Hosemann: JPD Chief, Hinds DA played big role in state’s public safety plan for Jackson
JACKSON, Miss. (WLBT) - Lt. Gov. Delbert Hosemann said it took nearly two years for lawmakers to craft bills that would be the foundation of a new public safety initiative for the City of Jackson, one Gov. Tate Reeves announced Wednesday involving Capitol Police and the state’s Highway Patrol.
They also had valuable insight from Jackson’s police chief, James Davis, from the beginning.
“We started talking about broadening the Capitol Police to work with the city of Jackson,” Hosemann said. “Chief Davis and I met and, and [Capitol Police Chief] Byington, we started those discussions about how we would go forward. And from that, that led us to the district attorney.”
That conversation then led to an extra $150,000 from the state to help Hinds County District Attorney Jody Owens’ office prosecute a backlog of cases.
Despite their roles in creating this legislation, neither Reeves nor Department of Public Safety Commissioner Sean Tindell mentioned anything about that during Wednesday’s announcement.
When asked why no city leaders, members of JPD or county officials were in attendance, Reeves told reporters he didn’t invite them to the press event.
“Well, I wasn’t invited either,” Hosemann said, chuckling. “This was an announcement by the governor of the steps that had been culminated over a year and a half or more, work by the house in the Senate and the local people from Chief Davis to the judiciary. So we’ve been working on this a long time. I don’t think we necessarily had to go to a press conference to do it.”

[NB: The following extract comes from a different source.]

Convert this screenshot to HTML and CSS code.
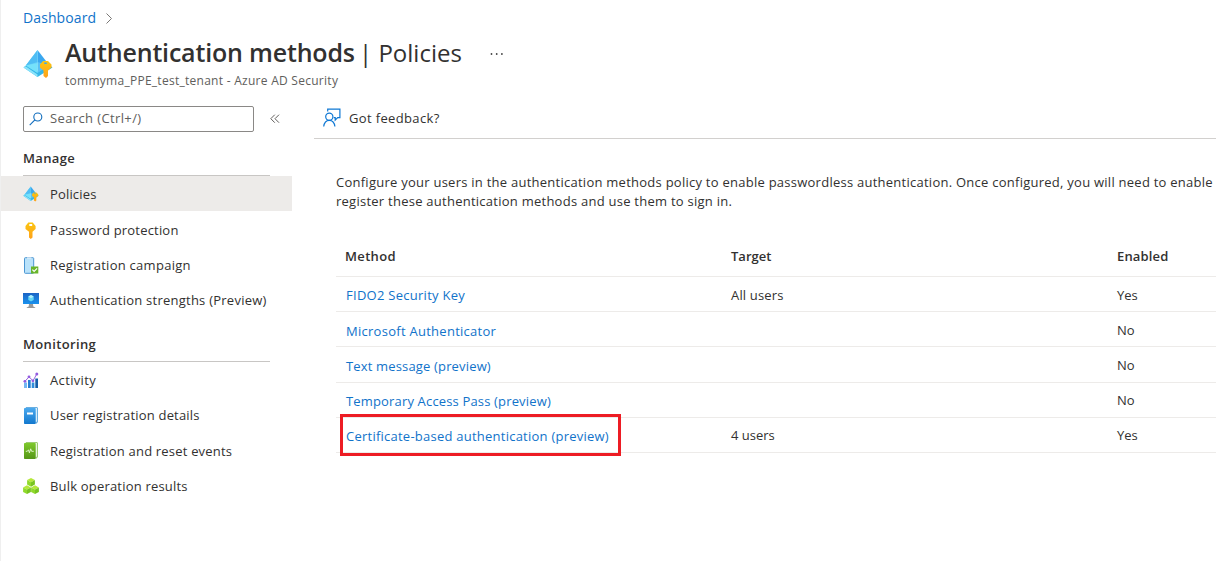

Hosemann specifically singled out the Jackson delegation in the Mississippi Senate for its work in supporting House Bill 974, which authorizes the Mississippi Department of Public Safety to acquire the State Capitol Police Department, and Senate Bill 2788, which authorizes the Mississippi Highway Safety Patrol to set up radar on highways in municipalities with a population above 15,000.
He also chose not to dwell on the fact that so many who contributed to that legislation weren’t included in the public safety announcement.
“What we need to focus on is not any of that. We need to focus on why our young people are dying in the street. Now, that’s why I got started on it a year or two years ago,” Hosemann said. “I’m not worried about credit or blame at this point. I’m worried about what we’re gonna do in the future.”
Wednesday night, Jackson Mayor Chokwe Antar Lumumba issued a statement about the initiative, saying the state should do more to address the root causes of crime and accused lawmakers of failing to provide adequate funding to combat issues like poverty, joblessness and mental health.
Hosemann said legislators pushed for additional mental health funds as recently as last year, allocating nearly $5 million more than had been provided in years past.
“When we look at somebody to blame, it doesn’t need to be this amorphous person over here. We need to look in the mirror. I live here, my children live here, my grandchildren live here,” Hosemann said. “All of my people, all of these representatives live here. We need to decide what’s going on, not some mythical person or somebody that didn’t do this or that. Those days are past us. We’re in a process here. When we’re going to address the problems or Jackson, we need to look in the mirror and all of us get together and do the things that we can.”
Ward 1 Councilman Ashby Foote, who declined to comment on the mayor’s statement, believes the increase in policing represents a good first step.
“We don’t need to turn Jackson to Mayberry; we just need to make it safer than it is right now,” Foote said. “And we need to do that day after day after day after day. That needs to be our goal for the next 12 months, to make Jackson safer every day.”
When 3 On Your Side asked Reeves his thoughts on Lumumba’s criticism of the public safety initiative, the governor instead chose to praise the visibility of the Capitol Police he saw on the roads Thursday morning.
Jackson communications director Michelle Atoa said Lumumba would be unavailable for an interview due to budget meetings and a packed schedule, instead directing us to ask the mayor these questions Monday during the city’s weekly briefing.